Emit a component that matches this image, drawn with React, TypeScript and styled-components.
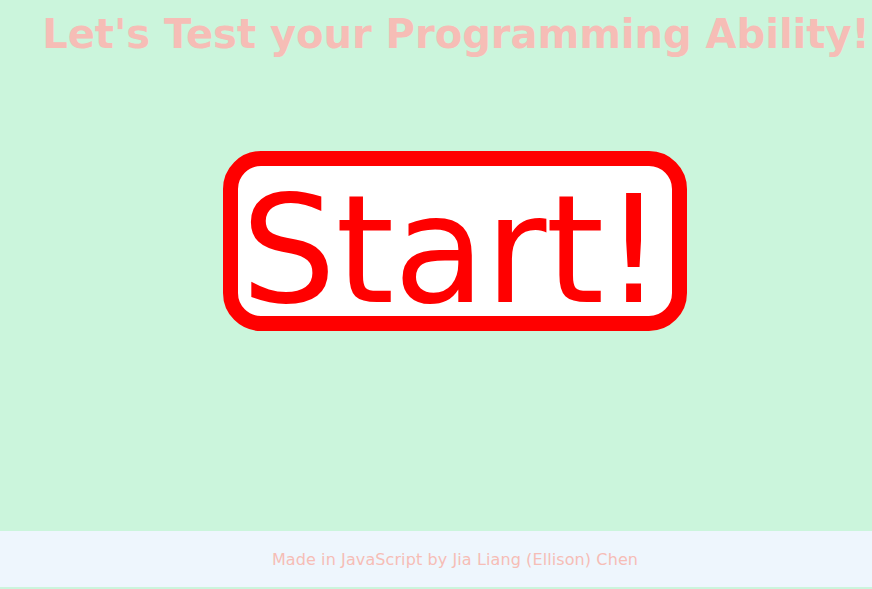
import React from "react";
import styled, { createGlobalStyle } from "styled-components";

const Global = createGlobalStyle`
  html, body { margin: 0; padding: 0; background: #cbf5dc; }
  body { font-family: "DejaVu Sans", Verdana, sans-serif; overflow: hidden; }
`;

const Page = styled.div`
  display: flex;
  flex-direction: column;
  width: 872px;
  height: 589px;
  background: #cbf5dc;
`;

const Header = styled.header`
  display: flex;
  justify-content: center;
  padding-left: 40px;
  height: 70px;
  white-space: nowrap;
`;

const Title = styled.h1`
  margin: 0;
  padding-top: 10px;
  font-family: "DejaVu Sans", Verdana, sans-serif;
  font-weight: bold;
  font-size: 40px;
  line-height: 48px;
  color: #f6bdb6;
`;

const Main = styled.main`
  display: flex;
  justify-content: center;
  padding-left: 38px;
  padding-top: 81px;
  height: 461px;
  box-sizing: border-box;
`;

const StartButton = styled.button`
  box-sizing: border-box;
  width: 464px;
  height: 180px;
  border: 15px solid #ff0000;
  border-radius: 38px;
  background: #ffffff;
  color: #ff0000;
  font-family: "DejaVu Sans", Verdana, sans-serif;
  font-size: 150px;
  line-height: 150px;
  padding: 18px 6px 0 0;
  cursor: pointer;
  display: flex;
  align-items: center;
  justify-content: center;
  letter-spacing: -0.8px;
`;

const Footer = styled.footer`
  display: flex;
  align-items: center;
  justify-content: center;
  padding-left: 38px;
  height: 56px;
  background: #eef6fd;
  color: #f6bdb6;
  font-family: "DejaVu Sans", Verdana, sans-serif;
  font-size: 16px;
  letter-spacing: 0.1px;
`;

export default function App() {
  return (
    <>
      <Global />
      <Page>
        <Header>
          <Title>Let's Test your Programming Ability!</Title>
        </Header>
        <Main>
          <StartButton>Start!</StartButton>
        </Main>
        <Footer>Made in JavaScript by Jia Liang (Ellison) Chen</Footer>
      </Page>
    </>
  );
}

* * *

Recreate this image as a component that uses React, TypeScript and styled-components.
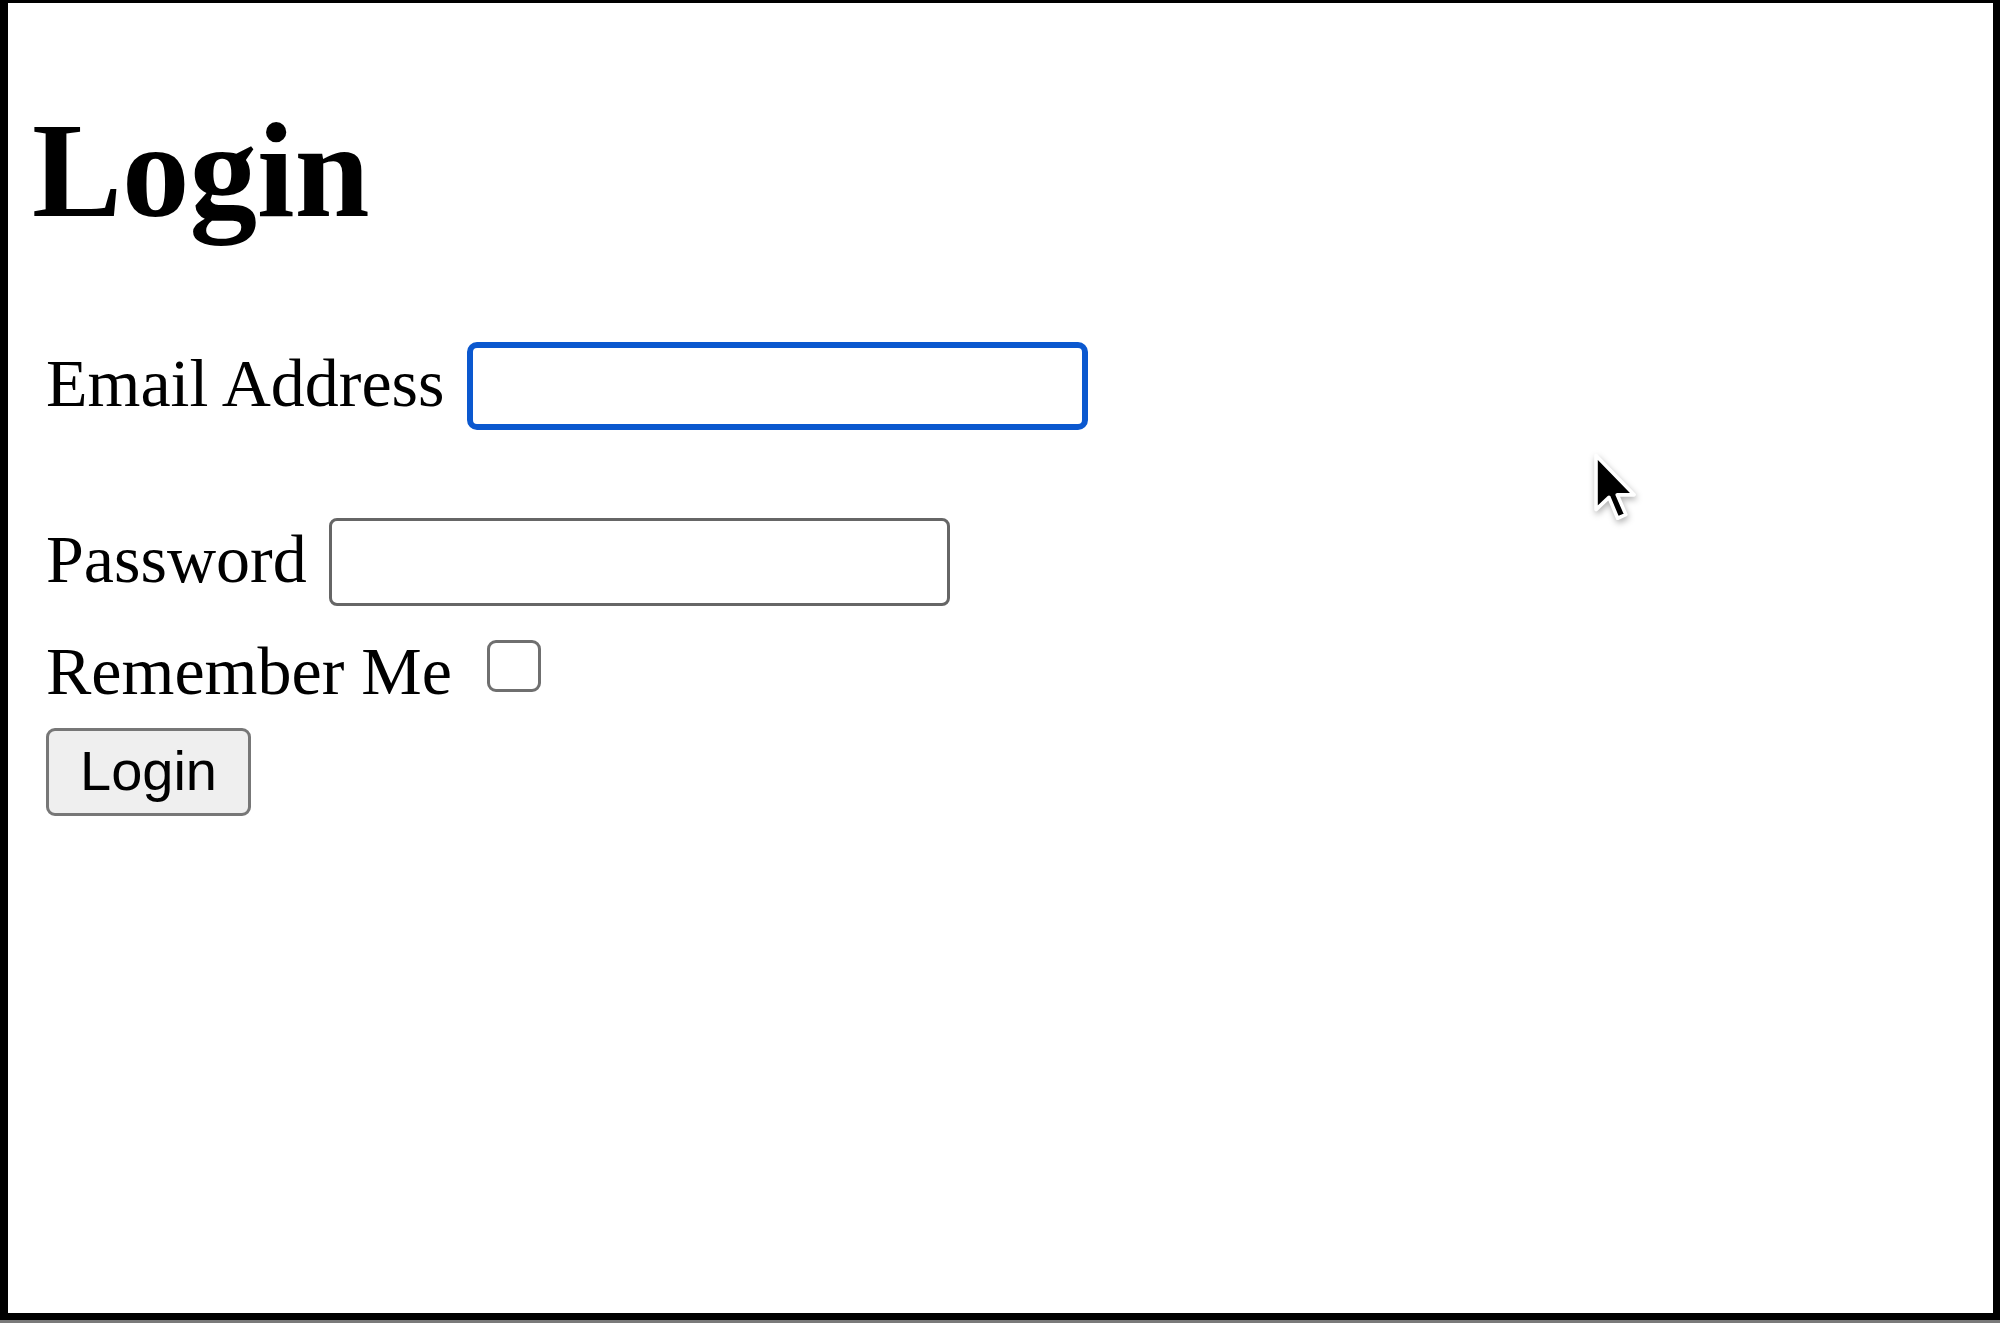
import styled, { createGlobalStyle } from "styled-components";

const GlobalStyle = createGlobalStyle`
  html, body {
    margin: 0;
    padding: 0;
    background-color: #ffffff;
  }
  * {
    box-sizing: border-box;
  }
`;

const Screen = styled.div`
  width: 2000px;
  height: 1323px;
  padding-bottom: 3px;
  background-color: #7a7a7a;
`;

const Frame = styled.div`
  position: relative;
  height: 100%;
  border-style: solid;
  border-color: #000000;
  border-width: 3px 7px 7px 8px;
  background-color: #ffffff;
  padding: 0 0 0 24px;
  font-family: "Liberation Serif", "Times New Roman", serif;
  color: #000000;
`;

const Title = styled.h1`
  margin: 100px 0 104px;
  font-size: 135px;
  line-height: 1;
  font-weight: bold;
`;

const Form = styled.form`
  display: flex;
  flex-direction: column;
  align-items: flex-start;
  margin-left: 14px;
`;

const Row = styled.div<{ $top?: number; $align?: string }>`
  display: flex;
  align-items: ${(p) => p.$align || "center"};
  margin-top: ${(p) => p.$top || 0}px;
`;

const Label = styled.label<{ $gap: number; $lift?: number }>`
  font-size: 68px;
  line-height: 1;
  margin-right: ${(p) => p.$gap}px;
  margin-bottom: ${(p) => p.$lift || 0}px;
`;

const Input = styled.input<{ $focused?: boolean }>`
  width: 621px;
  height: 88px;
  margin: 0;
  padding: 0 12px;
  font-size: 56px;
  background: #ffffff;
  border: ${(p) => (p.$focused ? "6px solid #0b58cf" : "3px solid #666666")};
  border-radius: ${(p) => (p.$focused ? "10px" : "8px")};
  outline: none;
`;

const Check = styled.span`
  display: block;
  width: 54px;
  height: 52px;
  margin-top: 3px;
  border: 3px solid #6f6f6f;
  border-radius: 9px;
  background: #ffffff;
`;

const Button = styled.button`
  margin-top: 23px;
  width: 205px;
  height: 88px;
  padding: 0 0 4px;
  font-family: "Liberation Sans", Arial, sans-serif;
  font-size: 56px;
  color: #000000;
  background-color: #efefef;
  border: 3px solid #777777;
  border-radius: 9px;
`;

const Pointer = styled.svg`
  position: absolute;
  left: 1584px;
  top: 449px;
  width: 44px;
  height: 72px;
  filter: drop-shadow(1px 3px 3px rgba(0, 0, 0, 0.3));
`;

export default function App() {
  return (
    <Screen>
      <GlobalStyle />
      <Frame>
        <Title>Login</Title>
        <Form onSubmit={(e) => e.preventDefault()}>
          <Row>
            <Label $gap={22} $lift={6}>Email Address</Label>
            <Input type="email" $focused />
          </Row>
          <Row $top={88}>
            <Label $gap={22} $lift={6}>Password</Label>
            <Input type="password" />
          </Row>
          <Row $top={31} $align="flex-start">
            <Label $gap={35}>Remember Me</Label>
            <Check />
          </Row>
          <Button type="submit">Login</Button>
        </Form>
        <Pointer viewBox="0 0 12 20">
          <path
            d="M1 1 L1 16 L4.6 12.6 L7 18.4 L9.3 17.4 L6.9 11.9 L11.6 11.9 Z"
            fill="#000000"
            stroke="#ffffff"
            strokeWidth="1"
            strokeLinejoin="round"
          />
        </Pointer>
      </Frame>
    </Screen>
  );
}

...

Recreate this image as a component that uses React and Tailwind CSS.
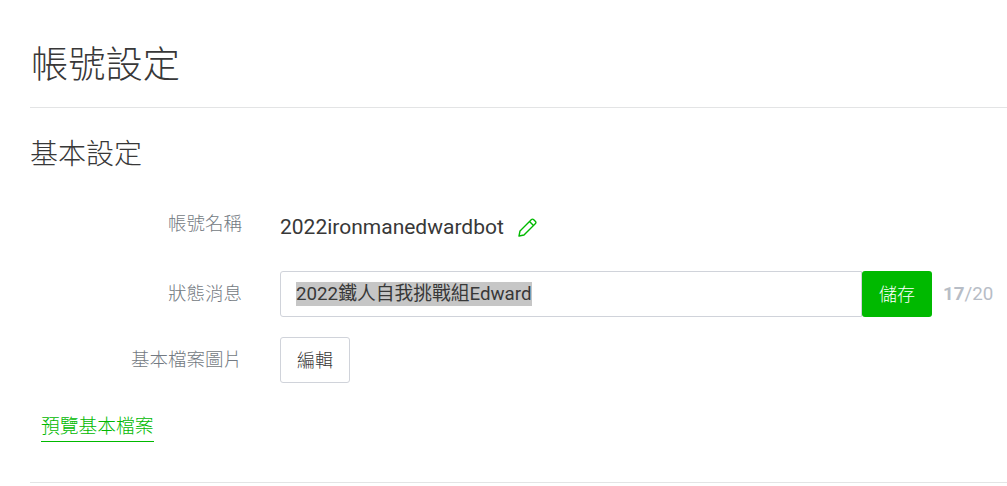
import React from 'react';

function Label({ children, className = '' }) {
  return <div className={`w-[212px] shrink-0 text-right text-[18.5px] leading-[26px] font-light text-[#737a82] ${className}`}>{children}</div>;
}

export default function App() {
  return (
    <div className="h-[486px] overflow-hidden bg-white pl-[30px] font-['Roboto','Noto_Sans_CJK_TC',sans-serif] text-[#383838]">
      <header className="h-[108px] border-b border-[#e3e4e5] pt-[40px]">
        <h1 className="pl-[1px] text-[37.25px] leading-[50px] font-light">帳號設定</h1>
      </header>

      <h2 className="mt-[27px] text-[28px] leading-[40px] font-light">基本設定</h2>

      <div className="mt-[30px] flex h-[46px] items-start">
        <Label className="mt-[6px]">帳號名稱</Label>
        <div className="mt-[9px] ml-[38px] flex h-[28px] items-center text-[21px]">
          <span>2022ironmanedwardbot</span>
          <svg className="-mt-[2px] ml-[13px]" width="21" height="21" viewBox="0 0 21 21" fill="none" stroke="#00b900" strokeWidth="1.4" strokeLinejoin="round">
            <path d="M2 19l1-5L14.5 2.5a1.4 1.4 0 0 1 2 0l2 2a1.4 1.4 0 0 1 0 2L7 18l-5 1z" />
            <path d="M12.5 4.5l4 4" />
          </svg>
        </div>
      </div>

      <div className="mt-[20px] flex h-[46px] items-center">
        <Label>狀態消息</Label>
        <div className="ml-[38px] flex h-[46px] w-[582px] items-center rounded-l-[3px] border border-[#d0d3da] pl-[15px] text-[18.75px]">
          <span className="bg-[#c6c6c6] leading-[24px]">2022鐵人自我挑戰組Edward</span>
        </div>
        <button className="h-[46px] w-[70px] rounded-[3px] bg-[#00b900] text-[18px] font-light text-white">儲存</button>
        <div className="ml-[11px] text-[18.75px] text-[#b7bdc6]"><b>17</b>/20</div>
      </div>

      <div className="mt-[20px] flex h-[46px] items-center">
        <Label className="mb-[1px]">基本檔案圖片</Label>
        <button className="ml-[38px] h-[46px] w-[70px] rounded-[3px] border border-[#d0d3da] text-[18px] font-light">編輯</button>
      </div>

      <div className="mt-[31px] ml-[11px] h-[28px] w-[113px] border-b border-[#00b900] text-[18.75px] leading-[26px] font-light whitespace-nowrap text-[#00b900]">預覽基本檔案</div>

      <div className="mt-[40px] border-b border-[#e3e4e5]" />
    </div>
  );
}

## Directions for this task
Copy all lines above containing the string "React".

## Final result
Emit a component that matches this image, drawn with React, TypeScript and styled-components.
import React from "react";
Recreate this image as a component that uses React, TypeScript and styled-components.
Recreate this image as a component that uses React and Tailwind CSS.
import React from 'react';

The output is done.